Wednesday, 25 February 2015

Hope Solo Discusses Domestic Violence Assault Allegations, "Horrible Choice" That Led to Soccer Suspension

Hope Solo has broken her silence.

In her first interview since returning to the U.S. women's national soccer team Saturday, the goalie expressed regret for the "horrible choice" that led to her 30-day suspension earlier this year. Team USA suspended Solo after her husband, former NFL player Jerramy Stevens, was arrested for DUI while driving a team van during training camp in California.

"Well, clearly, I wasn't thinking. I mean, it was a horrible choice," the 33-year-old, two-time Olympic gold medalist admitted to Good Morning America's Robin Roberts Wednesday. "I think I just wasn't in a good place, emotionally, to even make good decisions. I mean, it's not an excuse, but I just...it was stupid. I should've called a taxi."

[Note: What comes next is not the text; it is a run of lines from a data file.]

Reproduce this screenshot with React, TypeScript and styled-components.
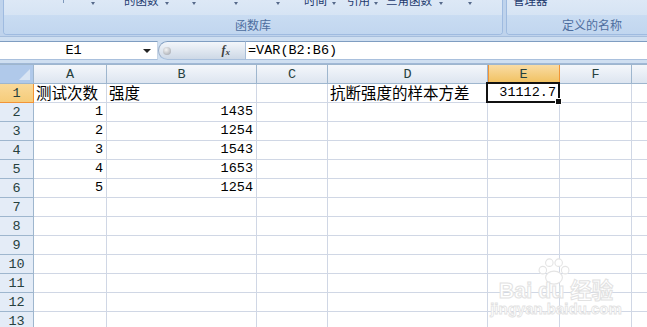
import React from 'react';
import styled, { createGlobalStyle, css } from 'styled-components';

const GlobalStyle = createGlobalStyle`
	html, body {
		margin: 0;
		padding: 0;
		background: #ffffff;
	}
	body {
		font-family: "Noto Sans CJK SC", "Noto Sans", sans-serif;
	}
`

const MONO = `"Liberation Mono", "Noto Sans CJK SC", monospace`;
const CJK = `"Noto Sans CJK SC", "Noto Sans", sans-serif`;

const COLUMNS = [
	{ key: 'A', width: 73 },
	{ key: 'B', width: 150 },
	{ key: 'C', width: 71 },
	{ key: 'D', width: 160 },
	{ key: 'E', width: 72 },
	{ key: 'F', width: 72 },
	{ key: 'G', width: 72 },
];

type CellData = { text: string; align?: 'left' | 'right'; cjk?: boolean; selected?: boolean };

const DATA: Record<number, Record<string, CellData>> = {
	1: {
		A: { text: '测试次数', cjk: true },
		B: { text: '强度', cjk: true },
		D: { text: '抗断强度的样本方差', cjk: true },
		E: { text: '31112.7', align: 'right', selected: true },
	},
	2: { A: { text: '1', align: 'right' }, B: { text: '1435', align: 'right' } },
	3: { A: { text: '2', align: 'right' }, B: { text: '1254', align: 'right' } },
	4: { A: { text: '3', align: 'right' }, B: { text: '1543', align: 'right' } },
	5: { A: { text: '4', align: 'right' }, B: { text: '1653', align: 'right' } },
	6: { A: { text: '5', align: 'right' }, B: { text: '1254', align: 'right' } },
};

const ROW_COUNT = 13;

// ribbon buttons cut off by the top edge: x = where the slot starts, width = up to the arrow's end
const GROUP_LEFT = 4;
const TICK_END = 64;
const RIBBON_ITEMS = [
	{ x: 91, width: 5, label: '' },
	{ x: 124, width: 45, label: '的函数' },
	{ x: 192, width: 5, label: '' },
	{ x: 234, width: 5, label: '' },
	{ x: 276, width: 5, label: '' },
	{ x: 304, width: 32, label: '时间' },
	{ x: 347, width: 31, label: '引用' },
	{ x: 386, width: 57, label: '三角函数' },
	{ x: 468, width: 5, label: '' },
];

const App: React.FC = (): JSX.Element => {
	let prevEnd = TICK_END;
	return (
		<>
			<GlobalStyle />
			<Screen>
				<Ribbon>
					<RibbonGroup width={500}>
						<GroupBody>
							<Tick offset={TICK_END - 1 - GROUP_LEFT} />
							{RIBBON_ITEMS.map((item, i) => {
								const offset = item.x - prevEnd;
								prevEnd = item.x + item.width;
								return (
									<RibbonButton key={i} offset={offset} width={item.width}>
										{item.label && <span>{item.label}</span>}
										<DropArrow />
									</RibbonButton>
								);
							})}
						</GroupBody>
						<GroupLabel>函数库</GroupLabel>
					</RibbonGroup>
					<RibbonGroup width={180}>
						<GroupBody>
							<RibbonButton offset={6}>管理器</RibbonButton>
						</GroupBody>
						<GroupLabel align="left">定义的名称</GroupLabel>
					</RibbonGroup>
				</Ribbon>

				<FormulaBar>
					<NameBox>
						<NameText>E1</NameText>
						<NameArrow />
					</NameBox>
					<FxButton>
						<FxDot />
						<FxLabel>f<sub>x</sub></FxLabel>
					</FxButton>
					<FormulaInput>=VAR(B2:B6)</FormulaInput>
				</FormulaBar>

				<Sheet>
					<CornerCell />
					{COLUMNS.map((col) => (
						<ColumnHeader key={col.key} active={col.key === 'E'}>{col.key}</ColumnHeader>
					))}
					{Array.from({ length: ROW_COUNT }, (_, r) => {
						const row = r + 1;
						return (
							<React.Fragment key={row}>
								<RowHeader active={row === 1}>{row}</RowHeader>
								{COLUMNS.map((col) => {
									const cell = DATA[row]?.[col.key];
									return (
										<Cell
											key={col.key}
											align={cell?.align ?? 'left'}
											cjk={cell?.cjk}
											selected={cell?.selected}
										>
											{cell?.text}
										</Cell>
									);
								})}
							</React.Fragment>
						);
					})}
				</Sheet>

				<Watermark>
					<PawIcon viewBox="0 0 40 30">
						<ellipse cx="20" cy="21" rx="9" ry="7" />
						<circle cx="8" cy="13" r="4" />
						<circle cx="15" cy="5" r="4" />
						<circle cx="25" cy="5" r="4" />
						<circle cx="32" cy="13" r="4" />
					</PawIcon>
					<WatermarkTitle>Bai du 经验</WatermarkTitle>
					<WatermarkUrl>jingyan.baidu.com</WatermarkUrl>
				</Watermark>
			</Screen>
		</>
	);
}

const Screen = styled.div`
	position: relative;
	width: 647px;
	height: 327px;
	overflow: hidden;
	background: #ffffff;
`

const Ribbon = styled.div`
	height: 36px;
	display: flex;
	gap: 3px;
	padding-left: 3px;
	background: #bfd3ec;
	overflow: hidden;
`

const RibbonGroup = styled.div<{ width: number }>`
	flex: 0 0 ${(p) => p.width}px;
	height: 35px;
	box-sizing: border-box;
	display: flex;
	flex-direction: column;
	border: 1px solid #9fbbe0;
	border-top: none;
	border-radius: 0 0 4px 4px;
	overflow: hidden;
	background: #c6daf1;
`

const GroupBody = styled.div`
	height: 15px;
	display: flex;
	align-items: flex-start;
	background: linear-gradient(#dde8f6, #d6e4f4);
	overflow: hidden;
`

const Tick = styled.div<{ offset: number }>`
	margin-left: ${(p) => p.offset}px;
	width: 1px;
	height: 3px;
	background: #7e98bb;
`

const RibbonButton = styled.div<{ offset: number; width?: number }>`
	margin-left: ${(p) => p.offset}px;
	margin-top: -6px;
	${(p) => p.width !== undefined && css`
		flex: 0 0 ${p.width}px;
	`}
	height: 13px;
	display: flex;
	align-items: center;
	justify-content: space-between;
	font-family: ${CJK};
	font-size: 11.5px;
	line-height: 13px;
	color: #1e3a6e;
	white-space: nowrap;
`

const DropArrow = styled.span`
	flex: 0 0 auto;
	width: 0;
	height: 0;
	margin-top: 6px;
	border-left: 2.5px solid transparent;
	border-right: 2.5px solid transparent;
	border-top: 3px solid #56698a;
`

const GroupLabel = styled.div<{ align?: 'left' | 'center' }>`
	height: 19px;
	display: flex;
	align-items: center;
	justify-content: ${(p) => (p.align === 'left' ? 'flex-start' : 'center')};
	padding-left: ${(p) => (p.align === 'left' ? '55px' : '0')};
	font-family: ${CJK};
	font-size: 12px;
	color: #4e6e9f;
	background: linear-gradient(#c9dcf2, #c1d6ef);
`

const FormulaBar = styled.div`
	height: 28px;
	box-sizing: border-box;
	display: flex;
	padding-top: 4px;
	padding-bottom: 3px;
	background: #cfdff1;
	border-top: 1px solid #a6bedd;
	border-bottom: 1px solid #a0b8d6;
	& > * {
		border-top: 1px solid #7f9dc1;
		border-bottom: 1px solid #a9c0dd;
	}
`

const NameBox = styled.div`
	width: 158px;
	box-sizing: border-box;
	display: flex;
	align-items: center;
	background: #ffffff;
	border-right: 1px solid #c8d5e5;
`

const NameText = styled.span`
	flex: 1;
	text-align: center;
	padding-left: 4px;
	font-family: ${MONO};
	font-size: 13.5px;
	color: #000000;
`

const NameArrow = styled.span`
	width: 0;
	height: 0;
	margin-right: 6px;
	border-left: 4px solid transparent;
	border-right: 4px solid transparent;
	border-top: 4px solid #222222;
`

const FxButton = styled.div`
	width: 87px;
	box-sizing: border-box;
	display: flex;
	align-items: center;
	justify-content: space-between;
	padding: 0 15px 0 4px;
	border-radius: 10px 0 0 10px;
	border-left: 1px solid #9aaec8;
	background: linear-gradient(#f3f6fa, #cdd8e6);
`

const FxDot = styled.span`
	width: 8px;
	height: 8px;
	border-radius: 50%;
	background: radial-gradient(circle at 40% 35%, #f4f4f4, #9a9fa8);
`

const FxLabel = styled.span`
	font-family: "Liberation Serif", serif;
	font-style: italic;
	font-weight: bold;
	font-size: 12px;
	color: #3d3d3d;
	sub {
		font-size: 9px;
		vertical-align: -1px;
	}
`

const FormulaInput = styled.div`
	flex: 1;
	display: flex;
	align-items: center;
	padding-left: 2px;
	background: #ffffff;
	border-left: 1px solid #a9bdd6;
	font-family: ${MONO};
	font-size: 13.5px;
	color: #000000;
`

const Sheet = styled.div`
	display: grid;
	grid-template-columns: 34px ${COLUMNS.map((c) => `${c.width}px`).join(' ')};
	grid-auto-rows: 19px;
	border-top: 1px solid #9eb6ce;
`

const headerBase = css`
	box-sizing: border-box;
	display: flex;
	align-items: center;
	justify-content: center;
	font-family: ${MONO};
	font-size: 13.5px;
	color: #27413e;
	border-right: 1px solid #9eb6ce;
	border-bottom: 1px solid #9eb6ce;
`

const CornerCell = styled.div`
	${headerBase};
	background: #b0c9ea;
	position: relative;
	&::after {
		content: '';
		position: absolute;
		right: 3px;
		bottom: 3px;
		width: 11px;
		height: 11px;
		background: #d8e4f3;
		clip-path: polygon(100% 0, 100% 100%, 0 100%);
	}
`

const ColumnHeader = styled.div<{ active?: boolean }>`
	${headerBase};
	background: ${(p) =>
		p.active
			? 'linear-gradient(#f9dca4, #f1c15f)'
			: 'linear-gradient(#f4f7fb, #dde5f0)'};
	${(p) => p.active && css`
		border-right-color: #f29436;
		border-bottom-color: #f29436;
		box-shadow: inset 1px 0 0 #f29436;
	`}
`

const RowHeader = styled.div<{ active?: boolean }>`
	${headerBase};
	background: ${(p) => (p.active ? 'linear-gradient(#f9d99a, #f6cc7a)' : '#e4ecf7')};
	${(p) => p.active && css`
		border-right-color: #f29436;
		border-bottom-color: #f29436;
	`}
`

const Cell = styled.div<{ align: 'left' | 'right'; cjk?: boolean; selected?: boolean }>`
	box-sizing: border-box;
	position: relative;
	display: flex;
	align-items: flex-end;
	justify-content: ${(p) => (p.align === 'right' ? 'flex-end' : 'flex-start')};
	padding: 0 3px 1px 2px;
	white-space: nowrap;
	overflow: visible;
	font-family: ${(p) => (p.cjk ? CJK : MONO)};
	font-size: ${(p) => (p.cjk ? '15.5px' : '13.5px')};
	line-height: 17px;
	color: #000000;
	border-right: 1px solid #d0d7e5;
	border-bottom: 1px solid #d0d7e5;
	${(p) => p.selected && css`
		z-index: 2;
		&::after {
			content: '';
			position: absolute;
			left: -2px;
			top: -2px;
			right: -1px;
			bottom: -1px;
			border: 2px solid #111111;
		}
		&::before {
			content: '';
			position: absolute;
			right: -3px;
			bottom: -3px;
			width: 5px;
			height: 5px;
			background: #111111;
			border: 1px solid #ffffff;
			z-index: 3;
		}
	`}
`

const Watermark = styled.div`
	position: absolute;
	left: 497px;
	top: 258px;
	width: 118px;
	display: flex;
	flex-direction: column;
	align-items: center;
	pointer-events: none;
`

const PawIcon = styled.svg`
	position: absolute;
	left: 38px;
	top: 0;
	width: 38px;
	height: 28px;
	fill: #ffffff;
	stroke: #e4e4e4;
	stroke-width: 1.2;
`

const WatermarkTitle = styled.div`
	position: relative;
	margin-top: 22px;
	font-family: "Liberation Sans", "Noto Sans CJK SC", sans-serif;
	font-size: 21.5px;
	font-weight: bold;
	line-height: 22px;
	color: #ffffff;
	-webkit-text-stroke: 1px #e2e2e2;
`

const WatermarkUrl = styled.div`
	margin-top: 0;
	font-family: "Liberation Sans", sans-serif;
	font-size: 15px;
	font-weight: bold;
	line-height: 14px;
	color: #ffffff;
	-webkit-text-stroke: 0.8px #e2e2e2;
`

export default App;
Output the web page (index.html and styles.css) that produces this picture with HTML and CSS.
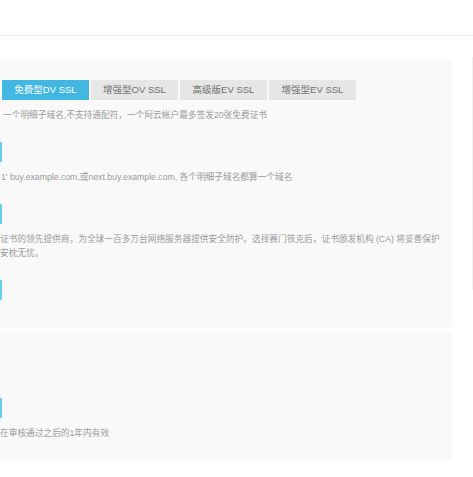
FILE: index.html
```html
<!DOCTYPE html>
<html lang="zh-CN">
<head>
<meta charset="utf-8">
<title>SSL证书</title>
<link rel="stylesheet" href="styles.css">
</head>
<body>
<header class="topbar"></header>
<main class="main">
  <div class="content">
    <section class="panel panel-first">
      <nav class="tabs">
        <span class="tab tab-active">免费型DV SSL</span>
        <span class="tab">增强型OV SSL</span>
        <span class="tab">高级版EV SSL</span>
        <span class="tab">增强型EV SSL</span>
      </nav>
      <p class="desc desc-first">一个明细子域名,不支持通配符，一个阿云帐户最多签发20张免费证书</p>
      <div class="item">
        <div class="mark"></div>
        <p class="desc desc-second">1' buy.example.com,或next.buy.example.com, 各个明细子域名都算一个域名</p>
      </div>
      <div class="item">
        <div class="mark"></div>
        <p class="desc">证书的领先提供商，为全球一百多万台网络服务器提供安全防护。选择赛门铁克后，证书颁发机构 (CA) 将妥善保护<br>安枕无忧。</p>
      </div>
      <div class="item">
        <div class="mark"></div>
      </div>
    </section>
    <section class="panel panel-second">
      <div class="item item-late">
        <div class="mark"></div>
        <p class="desc">在审核通过之后的1年内有效</p>
      </div>
    </section>
  </div>
  <div class="side-line"></div>
</main>
</body>
</html>
```
FILE: styles.css
```css
html, body {
  margin: 0;
  padding: 0;
  background: #ffffff;
}
body {
  font-family: "Liberation Sans", "Noto Sans CJK SC", sans-serif;
  width: 473px;
  overflow: hidden;
}
.topbar {
  height: 35px;
  border-bottom: 1px solid #ececec;
}
.main {
  display: flex;
  justify-content: space-between;
  align-items: flex-start;
  padding-top: 24px;
}
.content {
  width: 452px;
}
.panel {
  background: #f9f9f9;
  overflow: hidden;
  box-shadow: 0 0 3px rgba(0, 0, 0, 0.02);
}
.panel-first {
  height: 247px;
  padding-top: 20px;
}
.panel-second {
  margin-top: 6px;
  height: 127px;
}
.tabs {
  display: flex;
  gap: 2px;
  margin-left: 2px;
}
.tab {
  width: 87px;
  height: 20px;
  line-height: 20px;
  text-align: center;
  font-size: 9.5px;
  color: #707070;
  background: #e6e6e6;
  white-space: nowrap;
}
.tab-active {
  background: #41b7e1;
  color: #ffffff;
}
.desc {
  margin: 0;
  font-size: 8.7px;
  line-height: 14px;
  color: #9a9a9a;
  white-space: nowrap;
}
.desc-first {
  margin-top: 8px;
  padding-left: 3px;
}
.desc-second {
  padding-left: 1px;
}
.item {
  margin-top: 20px;
}
.item-late {
  margin-top: 65px;
}
.mark {
  width: 2px;
  height: 20px;
  background: #66d0e8;
  margin-bottom: 8px;
}
.side-line {
  width: 1px;
  height: 233px;
  margin-top: -3px;
  background: #f1f1f1;
}
```
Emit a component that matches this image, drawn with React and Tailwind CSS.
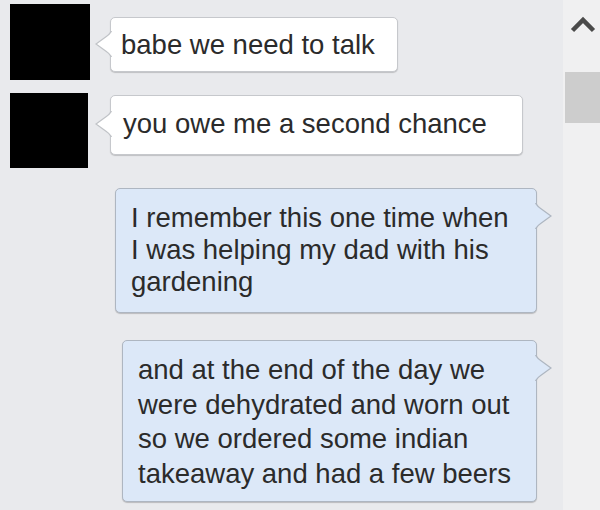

Solo was reinstated after a formal review by U.S. Soccer, and she is expected to join the 25-player squad that will travel to Portugal for the Algarve Cup in March. Now that she's back on the field, she hopes fans will focus on her talents and not her troubles. "I want people to realize I'm just human. I'm just human and I make mistakes. I want people to be able to forgive me they're willing to do so. I just want to be the best athlete I can be, the best person I can be, and I know I have a lot of room for improvement," Solo admitted.

She's well on her way, too. "I'm working through those emotions. I was filled with anger," Solo recalled. "I'm finally able to sit down, talk to somebody about what I've been going through--very traumatic events over the last year. Just being able to talk to somebody has been really beneficial to me. I can cry it out. I can try to understand it. It's been healthy for me to talk it out and to deal with my emotions instead of tucking them away."

Solo also addressed another headline-making incident during the interview.

Last summer, the U.S. Soccer Federation decided not to suspend Solo after she was charged with two counts of fourth-degree domestic violence assault from an alleged incident with her half-sister and nephew; the charges were dropped in January. "All of us, in my opinion, have a fundamental right to be considered innocent until proven guilty," Solo argued. "I know U.S. Soccer took a lot of heat, but I am very grateful that they let due process play itself out. Those eight months were some of the worst months of my entire life."